A nice article that summarizes how to develop LSB-compliant applications was published in October 2002, Developing LSB-certified applications: Five steps to binary-compatible Linux applications by George Kraft IV (Senior software engineer, IBM's Linux Technology Center). Of course, you need to write code that only accesses the standardized portability layer if you want your code to be portable. In addition, the LSB provides some tools so that application writers of C/C++ programs can check for LSB compliance; these tools use some capabilities of the linker and special libraries to do these checks. Obviously, you'll need to install the tools to do these checks; you can get them from the LSB website.

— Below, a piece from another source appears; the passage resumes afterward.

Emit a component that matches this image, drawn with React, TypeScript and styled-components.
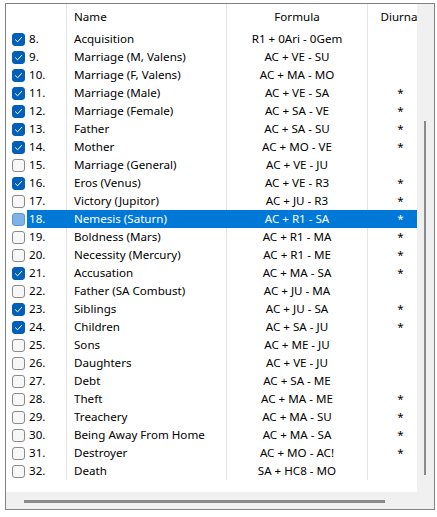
import React from "react";
import styled, { createGlobalStyle } from "styled-components";

const Global = createGlobalStyle`
  html, body { margin: 0; padding: 0; background: #ffffff; }
  body { font-family: "Segoe UI", "Noto Sans", "Liberation Sans", sans-serif; font-size: 11.6px; color: #000; }
`;

type Row = { n: number; on: boolean; name: string; formula: string; diurnal: boolean; sel?: boolean };

const rows: Row[] = [
  { n: 8, on: true, name: "Acquisition", formula: "R1 + 0Ari - 0Gem", diurnal: false },
  { n: 9, on: true, name: "Marriage (M, Valens)", formula: "AC + VE - SU", diurnal: false },
  { n: 10, on: true, name: "Marriage (F, Valens)", formula: "AC + MA - MO", diurnal: false },
  { n: 11, on: true, name: "Marriage (Male)", formula: "AC + VE - SA", diurnal: true },
  { n: 12, on: true, name: "Marriage (Female)", formula: "AC + SA - VE", diurnal: true },
  { n: 13, on: true, name: "Father", formula: "AC + SA - SU", diurnal: true },
  { n: 14, on: true, name: "Mother", formula: "AC + MO - VE", diurnal: true },
  { n: 15, on: false, name: "Marriage (General)", formula: "AC + VE - JU", diurnal: false },
  { n: 16, on: true, name: "Eros (Venus)", formula: "AC + VE - R3", diurnal: true },
  { n: 17, on: false, name: "Victory (Jupitor)", formula: "AC + JU - R3", diurnal: true },
  { n: 18, on: false, name: "Nemesis (Saturn)", formula: "AC + R1 - SA", diurnal: true, sel: true },
  { n: 19, on: false, name: "Boldness (Mars)", formula: "AC + R1 - MA", diurnal: true },
  { n: 20, on: false, name: "Necessity (Mercury)", formula: "AC + R1 - ME", diurnal: true },
  { n: 21, on: true, name: "Accusation", formula: "AC + MA - SA", diurnal: true },
  { n: 22, on: false, name: "Father (SA Combust)", formula: "AC + JU - MA", diurnal: false },
  { n: 23, on: true, name: "Siblings", formula: "AC + JU - SA", diurnal: true },
  { n: 24, on: true, name: "Children", formula: "AC + SA - JU", diurnal: true },
  { n: 25, on: false, name: "Sons", formula: "AC + ME - JU", diurnal: false },
  { n: 26, on: false, name: "Daughters", formula: "AC + VE - JU", diurnal: false },
  { n: 27, on: false, name: "Debt", formula: "AC + SA - ME", diurnal: false },
  { n: 28, on: false, name: "Theft", formula: "AC + MA - ME", diurnal: true },
  { n: 29, on: false, name: "Treachery", formula: "AC + MA - SU", diurnal: true },
  { n: 30, on: false, name: "Being Away From Home", formula: "AC + MA - SA", diurnal: true },
  { n: 31, on: false, name: "Destroyer", formula: "AC + MO - AC!", diurnal: true },
  { n: 32, on: false, name: "Death", formula: "SA + HC8 - MO", diurnal: false },
];

const Frame = styled.div`
  margin: 3px 0 0 5px;
  width: 430px;
  height: 507px;
  box-sizing: border-box;
  border: 1px solid #828282;
  display: grid;
  grid-template-columns: 411px 17px;
  grid-template-rows: 488px 17px;
  background: #f0f0f0;
`;

const Viewport = styled.div`
  background: #ffffff;
  overflow: hidden;
`;

const COLS = "60px 160px 141px 66px";

const HeaderRow = styled.div`
  display: grid;
  grid-template-columns: ${COLS};
  height: 26px;
  width: 427px;
`;

const HeadCell = styled.div<{ $align: "left" | "center"; $sep?: boolean }>`
  display: flex;
  align-items: center;
  justify-content: ${(p) => (p.$align === "center" ? "center" : "flex-start")};
  padding-left: ${(p) => (p.$align === "left" ? "7px" : "0")};
  padding-bottom: 1px;
  border-left: ${(p) => (p.$sep ? "1px solid #e5e5e5" : "none")};
  white-space: nowrap;
  overflow: hidden;
`;

const DataRow = styled.div<{ $sel?: boolean }>`
  display: grid;
  grid-template-columns: ${COLS};
  height: 18px;
  width: 427px;
  color: ${(p) => (p.$sel ? "#ffffff" : "#000000")};
`;

const FirstCell = styled.div`
  display: flex;
  align-items: center;
  padding-left: 6px;
`;

const Num = styled.div<{ $sel?: boolean }>`
  flex: 1;
  align-self: stretch;
  display: flex;
  align-items: center;
  margin-left: 2px;
  padding-left: 2px;
  padding-bottom: 1px;
  background: ${(p) => (p.$sel ? "#0078d7" : "transparent")};
`;

const Cell = styled.div<{ $align: "left" | "center"; $sel?: boolean }>`
  display: flex;
  align-items: center;
  justify-content: ${(p) => (p.$align === "center" ? "center" : "flex-start")};
  padding-left: ${(p) => (p.$align === "left" ? "7px" : "0")};
  padding-bottom: 1px;
  border-left: 1px solid ${(p) => (p.$sel ? "#0078d7" : "#e5e5e5")};
  background: ${(p) => (p.$sel ? "#0078d7" : "transparent")};
  white-space: nowrap;
`;

const Box = styled.div<{ $on: boolean; $sel?: boolean }>`
  width: 13px;
  height: 13px;
  box-sizing: border-box;
  border-radius: 3px;
  flex: none;
  display: flex;
  align-items: center;
  justify-content: center;
  background: ${(p) => (p.$on ? "#005fb8" : p.$sel ? "#7fb3e6" : "#f7f7f7")};
  border: 1px solid ${(p) => (p.$on ? "#005fb8" : p.$sel ? "#5b9ad8" : "#8a8a8a")};
`;

const VScroll = styled.div`
  display: flex;
  flex-direction: column;
  align-items: flex-start;
  padding: 117px 0 0 7px;
`;

const VThumb = styled.div`
  width: 2px;
  height: 354px;
  background: #8a8a8a;
`;

const HScroll = styled.div`
  display: flex;
  align-items: flex-start;
  padding: 8px 0 0 18px;
`;

const HThumb = styled.div`
  width: 361px;
  height: 3px;
  background: #8a8a8a;
`;

const Corner = styled.div`
  background: #f0f0f0;
`;

const Check = () => (
  <svg width="9" height="9" viewBox="0 0 9 9">
    <path d="M1.5 4.8 L3.6 6.8 L7.6 2.4" fill="none" stroke="#ffffff" strokeWidth="1" strokeLinecap="round" strokeLinejoin="round" />
  </svg>
);

export default function App() {
  return (
    <>
      <Global />
      <Frame>
        <Viewport>
          <HeaderRow>
            <HeadCell $align="left" />
            <HeadCell $align="left" $sep>Name</HeadCell>
            <HeadCell $align="center" $sep>Formula</HeadCell>
            <HeadCell $align="center" $sep>Diurnal</HeadCell>
          </HeaderRow>
          {rows.map((r) => (
            <DataRow key={r.n} $sel={r.sel}>
              <FirstCell>
                <Box $on={r.on} $sel={r.sel}>{r.on && <Check />}</Box>
                <Num $sel={r.sel}>{r.n}.</Num>
              </FirstCell>
              <Cell $align="left" $sel={r.sel}>{r.name}</Cell>
              <Cell $align="center" $sel={r.sel}>{r.formula}</Cell>
              <Cell $align="center" $sel={r.sel}>{r.diurnal ? "*" : ""}</Cell>
            </DataRow>
          ))}
        </Viewport>
        <VScroll>
          <VThumb />
        </VScroll>
        <HScroll>
          <HThumb />
        </HScroll>
        <Corner />
      </Frame>
    </>
  );
}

Then, simply use the "lsbcc" compiler as your C/C++ compiler (lsbcc internally creates a linking environment that will complain if certain LSB rules aren't followed):

 $ CC=lsbcc make myapplication
 $ CC=lsbcc ./configure; make myapplication 
You can then use the lsbappchk program to ensure that the program only uses functions standardized by the LSB:
 $ lsbappchk myapplication
You also need to follow the LSB packaging guidelines (e.g., use RPM v3, use LSB-conforming package names, and for add-on software must install in /opt by default). See the article and LSB website for more information.

Merging Libraries into Larger Shared Libraries

What if you want to first create smaller libraries, then later merge them into larger libraries? In this case, you may find ld's "--whole-archive" option useful, which can be used to forcibly bring .a files and link them into an .so file.

Here's an example of how to use --whole-archive:

 gcc -shared -Wl,-soname,libmylib.$(VER) -o libmylib.so $(OBJECTS) \
 -Wl,--whole-archive $(LIBS_TO_LINK) -Wl,--no-whole-archive \

As the ld documentation notes, be sure to use --no-whole-archive option at the end, or gcc will try to merge in the standard libraries as well. My thanks to Kendall Bennett for both suggesting this recipe, as well as providing it.

Other Information

Red Hat's Ulrich Drepper How to Write Shared Libraries (August 28, 2004) has more information that you may find useful.